__Given request__: Below is some material; set it all down exactly, apart from the pictures.

__Provided material__:
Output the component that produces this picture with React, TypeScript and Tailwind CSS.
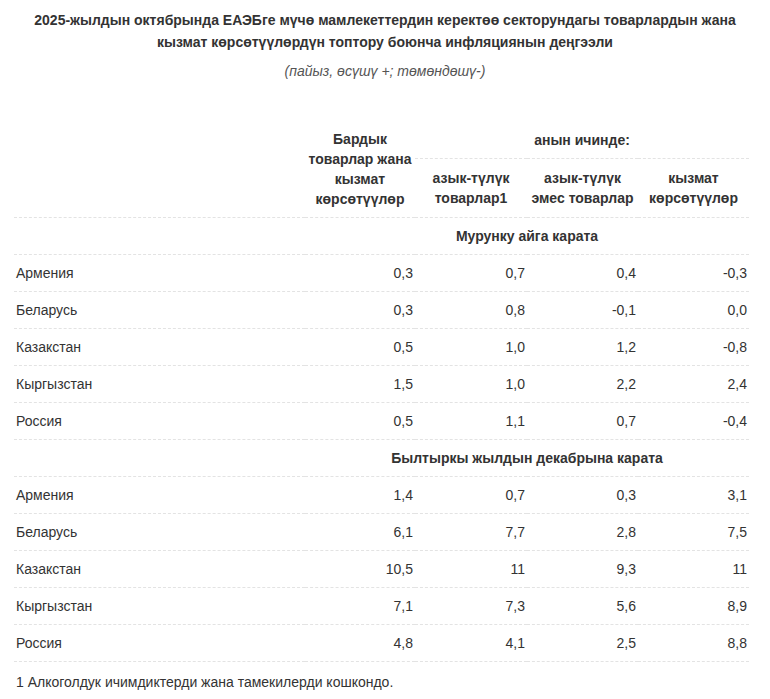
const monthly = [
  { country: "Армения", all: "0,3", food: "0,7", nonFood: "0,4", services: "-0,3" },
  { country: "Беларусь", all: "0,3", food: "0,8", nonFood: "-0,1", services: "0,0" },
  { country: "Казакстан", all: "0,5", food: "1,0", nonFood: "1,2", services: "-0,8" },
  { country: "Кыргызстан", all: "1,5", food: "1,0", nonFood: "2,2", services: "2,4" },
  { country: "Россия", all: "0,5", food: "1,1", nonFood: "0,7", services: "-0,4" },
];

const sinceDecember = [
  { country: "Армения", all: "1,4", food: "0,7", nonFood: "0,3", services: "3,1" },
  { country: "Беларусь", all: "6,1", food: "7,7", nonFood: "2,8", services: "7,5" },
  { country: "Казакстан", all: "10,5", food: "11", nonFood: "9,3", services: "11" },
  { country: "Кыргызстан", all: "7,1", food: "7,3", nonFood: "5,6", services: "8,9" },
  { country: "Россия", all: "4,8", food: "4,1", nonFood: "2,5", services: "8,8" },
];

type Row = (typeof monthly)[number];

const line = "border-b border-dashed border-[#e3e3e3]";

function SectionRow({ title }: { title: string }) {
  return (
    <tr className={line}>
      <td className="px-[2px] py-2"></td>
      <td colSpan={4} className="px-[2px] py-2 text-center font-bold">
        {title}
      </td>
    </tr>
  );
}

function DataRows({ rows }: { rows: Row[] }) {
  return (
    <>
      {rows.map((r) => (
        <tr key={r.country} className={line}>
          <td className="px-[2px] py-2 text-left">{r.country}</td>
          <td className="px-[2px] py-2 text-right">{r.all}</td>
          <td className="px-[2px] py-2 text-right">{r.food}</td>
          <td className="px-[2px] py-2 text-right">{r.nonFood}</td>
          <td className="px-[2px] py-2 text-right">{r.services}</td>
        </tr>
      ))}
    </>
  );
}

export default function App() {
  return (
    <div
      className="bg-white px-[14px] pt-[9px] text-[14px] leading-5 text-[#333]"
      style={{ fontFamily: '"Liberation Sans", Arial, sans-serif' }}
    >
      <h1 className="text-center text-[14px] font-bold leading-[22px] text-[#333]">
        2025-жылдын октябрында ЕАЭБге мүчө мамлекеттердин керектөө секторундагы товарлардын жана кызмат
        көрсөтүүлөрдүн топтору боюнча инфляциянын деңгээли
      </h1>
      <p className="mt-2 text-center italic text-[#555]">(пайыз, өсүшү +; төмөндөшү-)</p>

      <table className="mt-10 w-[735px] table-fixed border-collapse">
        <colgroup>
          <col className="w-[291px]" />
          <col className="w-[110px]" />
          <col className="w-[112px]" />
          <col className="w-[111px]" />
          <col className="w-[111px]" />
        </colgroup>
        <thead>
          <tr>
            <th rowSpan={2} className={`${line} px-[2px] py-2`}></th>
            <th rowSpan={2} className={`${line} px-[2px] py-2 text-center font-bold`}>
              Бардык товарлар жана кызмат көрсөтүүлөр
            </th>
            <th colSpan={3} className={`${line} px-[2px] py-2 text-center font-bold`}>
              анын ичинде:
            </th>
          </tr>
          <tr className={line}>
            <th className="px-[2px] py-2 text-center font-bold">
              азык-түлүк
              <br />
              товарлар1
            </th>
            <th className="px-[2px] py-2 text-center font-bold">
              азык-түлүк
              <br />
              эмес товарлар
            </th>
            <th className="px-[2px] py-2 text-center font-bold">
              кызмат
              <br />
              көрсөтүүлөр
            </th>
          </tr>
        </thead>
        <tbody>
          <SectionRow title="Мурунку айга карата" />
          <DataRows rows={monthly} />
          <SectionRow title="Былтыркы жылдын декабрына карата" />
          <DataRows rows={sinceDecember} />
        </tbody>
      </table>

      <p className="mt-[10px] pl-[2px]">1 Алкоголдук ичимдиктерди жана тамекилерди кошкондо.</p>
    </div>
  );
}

__Written answer__:
Output the component that produces this picture with React, TypeScript and Tailwind CSS.
const monthly = [
  { country: "Армения", all: "0,3", food: "0,7", nonFood: "0,4", services: "-0,3" },
  { country: "Беларусь", all: "0,3", food: "0,8", nonFood: "-0,1", services: "0,0" },
  { country: "Казакстан", all: "0,5", food: "1,0", nonFood: "1,2", services: "-0,8" },
  { country: "Кыргызстан", all: "1,5", food: "1,0", nonFood: "2,2", services: "2,4" },
  { country: "Россия", all: "0,5", food: "1,1", nonFood: "0,7", services: "-0,4" },
];

const sinceDecember = [
  { country: "Армения", all: "1,4", food: "0,7", nonFood: "0,3", services: "3,1" },
  { country: "Беларусь", all: "6,1", food: "7,7", nonFood: "2,8", services: "7,5" },
  { country: "Казакстан", all: "10,5", food: "11", nonFood: "9,3", services: "11" },
  { country: "Кыргызстан", all: "7,1", food: "7,3", nonFood: "5,6", services: "8,9" },
  { country: "Россия", all: "4,8", food: "4,1", nonFood: "2,5", services: "8,8" },
];

type Row = (typeof monthly)[number];

const line = "border-b border-dashed border-[#e3e3e3]";

function SectionRow({ title }: { title: string }) {
  return (
    <tr className={line}>
      <td className="px-[2px] py-2"></td>
      <td colSpan={4} className="px-[2px] py-2 text-center font-bold">
        {title}
      </td>
    </tr>
  );
}

function DataRows({ rows }: { rows: Row[] }) {
  return (
    <>
      {rows.map((r) => (
        <tr key={r.country} className={line}>
          <td className="px-[2px] py-2 text-left">{r.country}</td>
          <td className="px-[2px] py-2 text-right">{r.all}</td>
          <td className="px-[2px] py-2 text-right">{r.food}</td>
          <td className="px-[2px] py-2 text-right">{r.nonFood}</td>
          <td className="px-[2px] py-2 text-right">{r.services}</td>
        </tr>
      ))}
    </>
  );
}

export default function App() {
  return (
    <div
      className="bg-white px-[14px] pt-[9px] text-[14px] leading-5 text-[#333]"
      style={{ fontFamily: '"Liberation Sans", Arial, sans-serif' }}
    >
      <h1 className="text-center text-[14px] font-bold leading-[22px] text-[#333]">
        2025-жылдын октябрында ЕАЭБге мүчө мамлекеттердин керектөө секторундагы товарлардын жана кызмат
        көрсөтүүлөрдүн топтору боюнча инфляциянын деңгээли
      </h1>
      <p className="mt-2 text-center italic text-[#555]">(пайыз, өсүшү +; төмөндөшү-)</p>

      <table className="mt-10 w-[735px] table-fixed border-collapse">
        <colgroup>
          <col className="w-[291px]" />
          <col className="w-[110px]" />
          <col className="w-[112px]" />
          <col className="w-[111px]" />
          <col className="w-[111px]" />
        </colgroup>
        <thead>
          <tr>
            <th rowSpan={2} className={`${line} px-[2px] py-2`}></th>
            <th rowSpan={2} className={`${line} px-[2px] py-2 text-center font-bold`}>
              Бардык товарлар жана кызмат көрсөтүүлөр
            </th>
            <th colSpan={3} className={`${line} px-[2px] py-2 text-center font-bold`}>
              анын ичинде:
            </th>
          </tr>
          <tr className={line}>
            <th className="px-[2px] py-2 text-center font-bold">
              азык-түлүк
              <br />
              товарлар1
            </th>
            <th className="px-[2px] py-2 text-center font-bold">
              азык-түлүк
              <br />
              эмес товарлар
            </th>
            <th className="px-[2px] py-2 text-center font-bold">
              кызмат
              <br />
              көрсөтүүлөр
            </th>
          </tr>
        </thead>
        <tbody>
          <SectionRow title="Мурунку айга карата" />
          <DataRows rows={monthly} />
          <SectionRow title="Былтыркы жылдын декабрына карата" />
          <DataRows rows={sinceDecember} />
        </tbody>
      </table>

      <p className="mt-[10px] pl-[2px]">1 Алкоголдук ичимдиктерди жана тамекилерди кошкондо.</p>
    </div>
  );
}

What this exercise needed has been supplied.